On the ground there was a huge victory against patent abuses when India’s supreme court rejected the patent in the Gleevec case. The implication is that India will provide more limited patent protection than the United States and Europe. This will provide far more scope for its booming generic industry, which now looks to be a power in its own right, providing low cost drugs throughout the developing world.
Not much good news on copyrights. The entertainment industry wants to use trade agreements to overcome its defeats in 2012 on SOPA and PIPA, and in this way deputize the whole world as junior copyright cops. (No, you don’t get to carry a gun.)
The idea is get SOPA and PIPA type wording into an E.U.-U.S. trade agreement and/or the Trans-Pacific Partnership Agreement. Then, when the final deal comes to a vote, the media will hype the huge gains from the deal. Anyone who opposes it will be denounced as a knuckle-scraping protectionist. With a few hundred million dollars for campaign contributions and lobbying fees it is virtually a guaranteed winner. So far, it certainly looks like the media part at least is very much on track
There’s not a lot new to report on the medical trade front. It is striking that almost all of our favorite free traders get blank looks on their faces when the topic of medical trade comes up. It really should not be too hard to understand. Operations that cost $100,000 to $200,000 in the United States may cost $15,000 to $25,000 in top rate facilities in India, Thailand and elsewhere. The huge gap in prices means there are possibilities for large gains from trade. That is true even if we throw in $10k or so in air fares and hotel bills for the patient and immediate family members. And, since the vast majority of such procedures are not done on an emergency basis, there should be ample opportunity to plan the travel.
But it is unlikely you will see measures to facilitate medical travel (e.g. rules on legal liability or international licensing standards) in trade agreements any time soon. This is because doctors, hospitals, and other health care providers are much more powerful lobbies than autoworkers or textile workers. And the economists will therefore all get blank stares on their faces when the issue comes up.
There still is remarkably little discussion of the possibility of central banks deliberately holding assets as a way to keep down interest burdens in the years ahead. Interestingly, Adiar Turner, who has held a variety of top financial posts in the U.K., went a step further in explicitly arguing for printing money as a way to finance deficits. It actually gets to the same issue, since at some point when the economy recovers, presumably we will be concerned about inflation. At that time, do we consider raising reserve requirements as a way to slow the economy, which would allow us to have a much higher amount of interest free debt in existence than if we kept reserve requirements constant?

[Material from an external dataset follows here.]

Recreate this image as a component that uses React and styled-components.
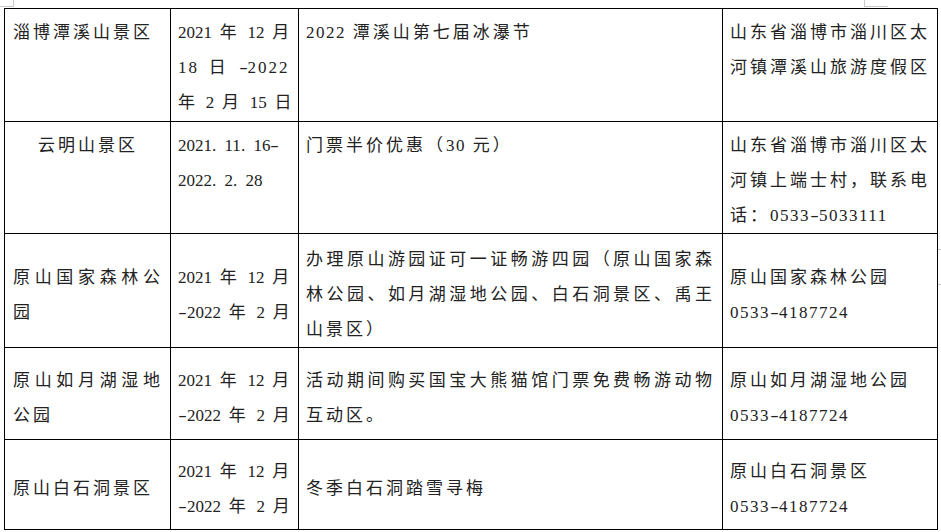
import React from "react";
import styled, { createGlobalStyle } from "styled-components";

const GlobalStyle = createGlobalStyle`
  html, body {
    margin: 0;
    padding: 0;
    background: #fff;
  }
  body {
    width: 941px;
    height: 532px;
    overflow: hidden;
  }
`;

const Page = styled.div`
  position: relative;
  width: 941px;
  height: 532px;
  padding: 8px 0 0 4px;
  box-sizing: border-box;
  font-family: "Liberation Serif", "Noto Sans CJK SC", serif;
  font-size: 17px;
  color: #222;
`;

// Word margin corner marks
const Mark = styled.div`
  position: absolute;
  background: #c9c9c9;
  left: ${p => p.$x}px;
  top: ${p => p.$y}px;
  width: ${p => p.$w}px;
  height: ${p => p.$h}px;
`;

const Table = styled.table`
  width: 933px;
  border-collapse: collapse;
  table-layout: fixed;
`;

const Col = styled.col`
  width: ${p => p.$w}px;
`;

const Row = styled.tr`
  height: ${p => p.$h}px;
`;

const Cell = styled.td`
  border: 1px solid #000;
  padding: ${p => (p.$valign === "middle" ? "8px" : "6px")} 7px 0 7px;
  vertical-align: ${p => p.$valign || "top"};
  text-align: ${p => p.$align || "left"};
  letter-spacing: ${p => (p.$narrow ? "0" : "1.5px")};
  word-spacing: ${p => (p.$narrow ? "3.5px" : "1px")};

  &:first-child {
    padding-left: 8px;
  }
`;

const Line = styled.div`
  line-height: 35px;
  height: 35px;
  white-space: nowrap;
  text-align: ${p => (p.$fill ? "justify" : "inherit")};
  text-align-last: ${p => (p.$fill ? "justify" : "auto")};
  ${p => (p.$track != null ? `letter-spacing: ${p.$track}px;` : "")}
`;

const Han = styled.span`
  letter-spacing: 3px;
`;

const Dot = styled.span`
  display: inline-block;
  width: 12.5px;
  letter-spacing: 0;
`;

const Dash = styled.span`
  display: inline-block;
  width: 9px;
  text-align: center;
  letter-spacing: 0;
  transform: scaleX(1.5);
`;

const HAN = /[\u3000-\u303f\u4e00-\u9fff\uff00-\uffef]/;

function fmt(text) {
  const parts = text.split(/([\u3000-\u303f\u4e00-\u9fff\uff00-\uffef]+|\.|-)/);
  return parts.map((part, i) => {
    if (!part) return null;
    if (part === ".") return <Dot key={i}>.</Dot>;
    if (part === "-") return <Dash key={i}>-</Dash>;
    if (HAN.test(part)) return <Han key={i}>{part}</Han>;
    return <React.Fragment key={i}>{part}</React.Fragment>;
  });
}

const DATES = ["2021 年 12 月", "-2022 年 2 月"];

const rows = [
  {
    h: 113,
    valign: "top",
    cells: [
      { lines: ["淄博潭溪山景区"] },
      { lines: ["2021 年 12 月", { t: "18 日 -2022", track: 2 }, "年 2 月 15 日"] },
      { lines: ["2022 潭溪山第七届冰瀑节"] },
      {
        lines: [
          { t: "山东省淄博市淄川区太", fill: true },
          { t: "河镇潭溪山旅游度假区", fill: true },
        ],
      },
    ],
  },
  {
    h: 112,
    valign: "top",
    cells: [
      { lines: ["云明山景区"], align: "center" },
      { lines: ["2021.11.16-", "2022.2.28"] },
      { lines: ["门票半价优惠（30 元）"] },
      {
        lines: [
          { t: "山东省淄博市淄川区太", fill: true },
          { t: "河镇上端士村，联系电", fill: true },
          "话：0533-5033111",
        ],
      },
    ],
  },
  {
    h: 113,
    valign: "middle",
    cells: [
      { lines: [{ t: "原山国家森林公", fill: true }, "园"] },
      { lines: DATES },
      {
        lines: [
          { t: "办理原山游园证可一证畅游四园（原山国家森", fill: true },
          { t: "林公园、如月湖湿地公园、白石洞景区、禹王", fill: true },
          "山景区）",
        ],
      },
      { lines: ["原山国家森林公园", "0533-4187724"] },
    ],
  },
  {
    h: 92,
    valign: "middle",
    cells: [
      { lines: [{ t: "原山如月湖湿地", fill: true }, "公园"] },
      { lines: DATES },
      { lines: [{ t: "活动期间购买国宝大熊猫馆门票免费畅游动物", fill: true }, "互动区。"] },
      { lines: ["原山如月湖湿地公园", "0533-4187724"] },
    ],
  },
  {
    h: 90,
    valign: "middle",
    cells: [
      { lines: ["原山白石洞景区"] },
      { lines: DATES },
      { lines: ["冬季白石洞踏雪寻梅"] },
      { lines: ["原山白石洞景区", "0533-4187724"] },
    ],
  },
];

export default function App() {
  return (
    <Page>
      <GlobalStyle />
      <Mark $x={13} $y={0} $w={1} $h={7} />
      <Mark $x={0} $y={6} $w={14} $h={1} />
      <Mark $x={864} $y={0} $w={1} $h={7} />
      <Mark $x={864} $y={6} $w={24} $h={1} />
      <Mark $x={938} $y={249} $w={3} $h={1} />
      <Mark $x={938} $y={284} $w={3} $h={1} />

      <Table>
        <colgroup>
          <Col $w={166} />
          <Col $w={128} />
          <Col $w={424} />
          <Col $w={215} />
        </colgroup>
        <tbody>
          {rows.map((row, r) => (
            <Row key={r} $h={row.h}>
              {row.cells.map((cell, c) => (
                <Cell key={c} $valign={row.valign} $align={cell.align} $narrow={c === 1}>
                  {cell.lines.map((ln, i) => {
                    const item = typeof ln === "string" ? { t: ln } : ln;
                    return (
                      <Line key={i} $fill={item.fill} $track={item.track}>
                        {fmt(item.t)}
                      </Line>
                    );
                  })}
                </Cell>
              ))}
            </Row>
          ))}
        </tbody>
      </Table>
    </Page>
  );
}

In the latter case, we would need more contractionary fiscal policy. I would prefer the higher reserve requirement route (yes, I know this is an implicit tax on bank deposits), but it seems it is worth some public discussion. Anyhow, we’ll have to wait until at least next year.
As far as financial transactions taxes, these are now in the mainstream. Even the Center for American Progress included it in its monster policy paper last month. Unfortunately the Obama administration has positioned itself firmly on the side of Wall Street, energetically lobbying in Europe to prevent 11 EU countries from establishing a tax. This is shaping up as a clear case of intellectual arguments versus economic power. We’ll see how that one turns out.
Anyhow, I hope that i will be able to report more progress on my next birthday. Progress is always difficult. Economics is much more a matter of authority and inertia than evidence and logic.
I recall being at a meeting with some I.M.F. officials a few years back assessing why they failed to see and warn of the collapse. At one point, one of the I.M.F. people there complained that they should not have to listen to gadflies (i.e. me) rather than the received doctrine from on high. Of course the argument was never that anyone should have to take an argument from someone like me on authority, but rather they should be able to listen to it and evaluate it themselves for its soundness.
Unfortunately, there are very few people in positions of authority who have both the willingness and ability to engage in such thinking. Hence we will likely have to contend with the wreckage from long disproved doctrines for many years in the future. But hey, we have to keep trying.